For all the jokes, overt and otherwise, the series is bittersweet. It is tinged with the sadness that often accompanies middle age. Oliver and Diane are both affected by marriage breakdown; minor characters have experienced grief, failure, and other losses. While the characters reflect on religion, class and inheritance, the series as a whole is about paying homage: to the past, to one's family, to one's gods (in Oliver's case, Beethoven, Lester Young, George Farquhar and Aristotle), and to each other.

This is television by, for and about intelligent, mature, good-humoured people. Like a good joke, it can be relished again and again. This particular intelligent, mature, good-humoured person likes to watch it late in the evening with a cup of tea, and the thought of some Chocolate Digestives.

(Oliver's Travels was written by Alan Plater.

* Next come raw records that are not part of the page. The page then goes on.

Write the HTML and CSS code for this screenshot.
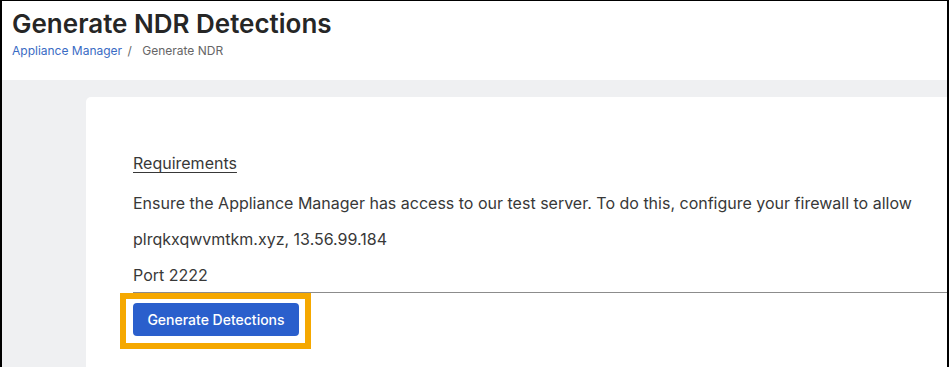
FILE: index.html
```html
<!DOCTYPE html>
<html lang="en">
<head>
    <meta charset="UTF-8">
    <meta name="viewport" content="width=device-width, initial-scale=1.0">
    <title>Generate NDR Detections</title>
    <link rel="stylesheet" href="styles.css">
</head>
<body>
    <div class="frame">
        <header class="page-header">
            <h1>Generate NDR Detections</h1>
            <nav class="breadcrumb">
                <a href="#">Appliance Manager</a>
                <span class="sep">/</span>
                <span class="current">Generate NDR</span>
            </nav>
        </header>
        <main class="content">
            <section class="card">
                <p class="req-title">Requirements</p>
                <p class="req-text">Ensure the Appliance Manager has access to our test server. To do this, configure your firewall to allow</p>
                <p class="req-text">plrqkxqwvmtkm.xyz, 13.56.99.184</p>
                <p class="req-text">Port 2222</p>
                <hr class="divider">
                <div class="highlight">
                    <button class="btn-primary">Generate Detections</button>
                </div>
            </section>
        </main>
    </div>
</body>
</html>
```

FILE: styles.css
```css
html, body {
    margin: 0;
    padding: 0;
    height: 100%;
}

body {
    font-family: Inter, "Noto Sans", sans-serif;
    color: #333;
    background-color: #fff;
    overflow: hidden;
}

.frame {
    box-sizing: border-box;
    height: 100%;
    border-top: 1px solid #000;
    border-left: 2px solid #000;
    border-right: 2px solid #000;
    display: flex;
    flex-direction: column;
}

.page-header {
    background-color: #fff;
    height: 79px;
    padding-left: 10px;
    box-sizing: border-box;
}

.page-header h1 {
    margin: 0;
    padding-top: 7px;
    font-size: 26px;
    line-height: 32px;
    font-weight: 600;
    color: #262626;
}

.breadcrumb {
    font-size: 12px;
    line-height: 18px;
    margin-top: 2px;
}

.breadcrumb a {
    color: #3a6bc4;
    text-decoration: none;
}

.breadcrumb .sep {
    color: #666;
    margin: 0 7px 0 2px;
}

.breadcrumb .current {
    color: #666;
}

.content {
    flex: 1;
    background-color: #eff0f2;
    padding: 17px 0 0 84px;
}

.card {
    background-color: #fff;
    border-radius: 5px 0 0 0;
    height: 100%;
    padding: 54px 0 0 47px;
    box-sizing: border-box;
}

.card p {
    margin: 0;
    font-size: 16px;
    line-height: 24px;
    color: #383838;
}

.req-title {
    text-decoration: underline;
    text-underline-offset: 3px;
    margin-bottom: 16px !important;
}

.req-text + .req-text {
    margin-top: 12px !important;
}

.divider {
    border: none;
    border-top: 1px solid #8c8c8c;
    margin: 5px 0 0 0;
}

.highlight {
    display: inline-block;
    margin-left: -13px;
    border: 6px solid #f5a800;
    padding: 4px 6px 7px 7px;
}

.btn-primary {
    display: block;
    width: 166px;
    height: 33px;
    background-color: #2a5fcc;
    color: #fff;
    border: none;
    border-radius: 4px;
    font-family: Inter, "Noto Sans", sans-serif;
    font-size: 14px;
    font-weight: 500;
    cursor: pointer;
}
```
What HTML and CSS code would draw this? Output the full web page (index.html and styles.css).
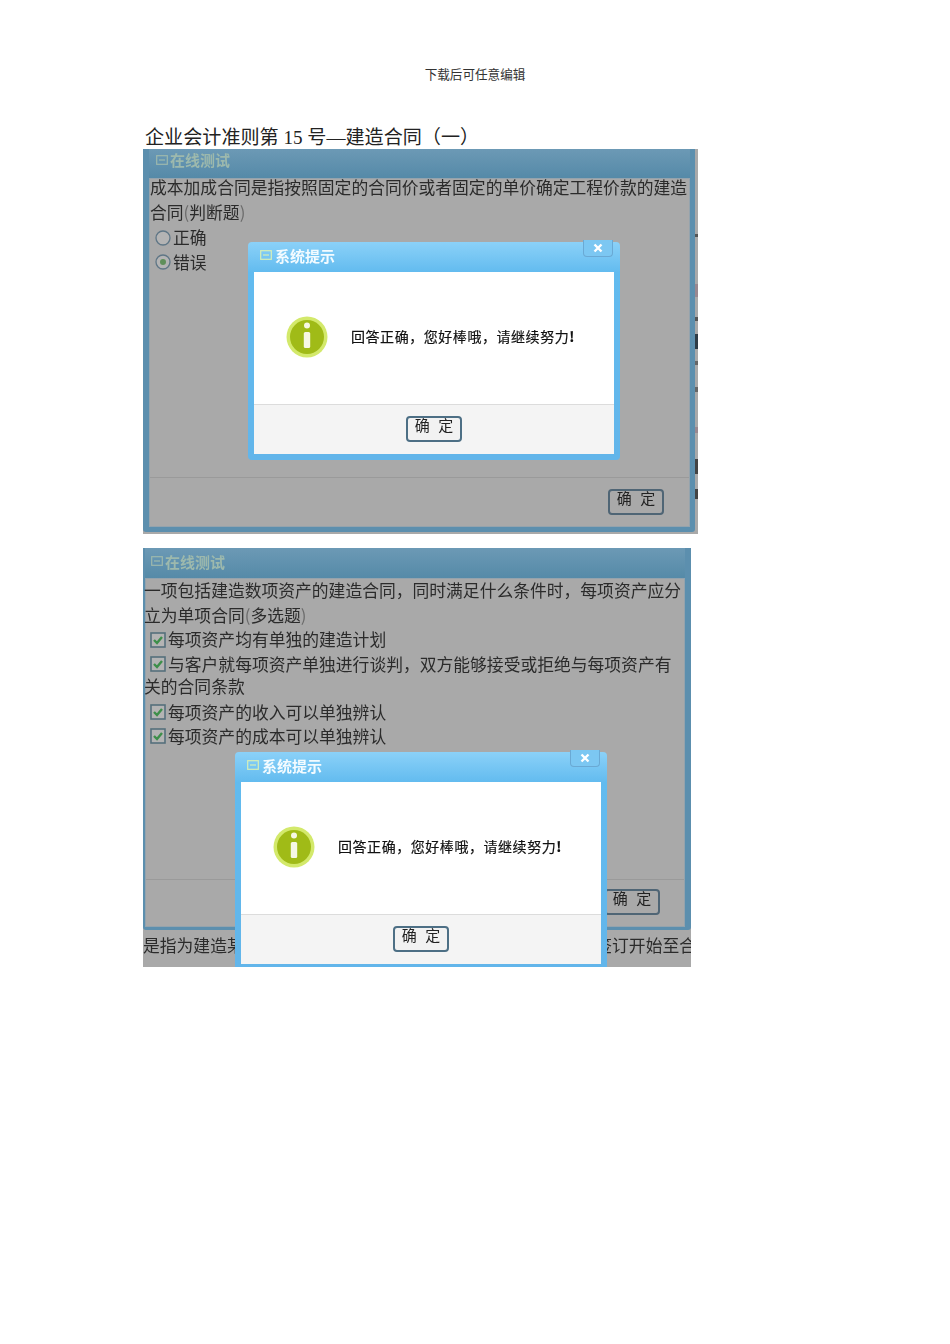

It features Alan Bates as Oliver, Sinéad Cusack as Diane, Bill Paterson as Mr Baxter, and a host of wonderful supporting actors too numerous to mention.)

Wednesday, December 1, 2010

Dead Man’s Chest

Dead Man's Chest: A Phryne Fisher Mystery

The kids are asleep, and my husband's out at a work function. In the supreme effort of getting three tired kids, two who have been sick, into bed on time by myself for the second night in a row I skipped the enforced clean up, and now dozens of tiny slips of cut up paper litter the back room rug; the lounge room floor is dotted with pieces of a marble run, a dolly pram and a heap of blocks. Books are stacked in a teetering pile next to the Big Green Chair, and the kitchen table – my writing desk – has a jungle jigsaw and a kid's code book at the other end. As for the mysterious fever which affected my daughters last night and today, well, it broke; but now I ain't feeling too hot. So I'm sitting here in trackie dacks and singlet, mysterious viral aches in my elbows and backbone, fingers pruny from the washing up: not exactly the height of glamour.

It could be depressing. Actually, it is a little depressing. Fortunately, there are means of escape. Tonight I am playing old jazz, sipping a glass of port and reflecting on Kerry Greenwood's most recent offering, Dead Man's Chest. It's the latest in a series of novels set in the roaring twenties in and around Melbourne. Her heroine is the racy Phryne (rhymes with shiny) Fisher: ferociously intelligent, terribly glamorous, deliciously sensual, fabulously wealthy, and drop dead gorgeous.

Phryne is a Lady Detective with a pearl handled gun and a penchant for danger. This time, the story begins as Phryne, her maid Dot and her adoptive daughters Jane and Ruth decamp to the seaside town of Queenscliff for a holiday. They arrive at their accommodation to find the housekeepers missing and the house mysteriously empty. Meanwhile a pigtail snipper is terrorizing the young women of the town; a fisher boy needs a household and a purpose; and three spoiled toffs must be sorted out. Phryne gets to the heart of everything, unravelling mystery upon mystery, with her usual aplomb.

The book is packed with interesting characters: Irish fisherfolk, surrealists, nasty crooks, a film crew and a delightfully awful genteel neighbour, Mrs Mason. Phryne observes all with her insouciant eye.

As we can expect from Greenwood, Dead Man's Chest is a deliciously light confection, packed with loyal servants, good cooking, designer dresses, dangerous episodes, terrific metaphors and even, this time, buried treasure. It's escape, pure and simple... hallelujah!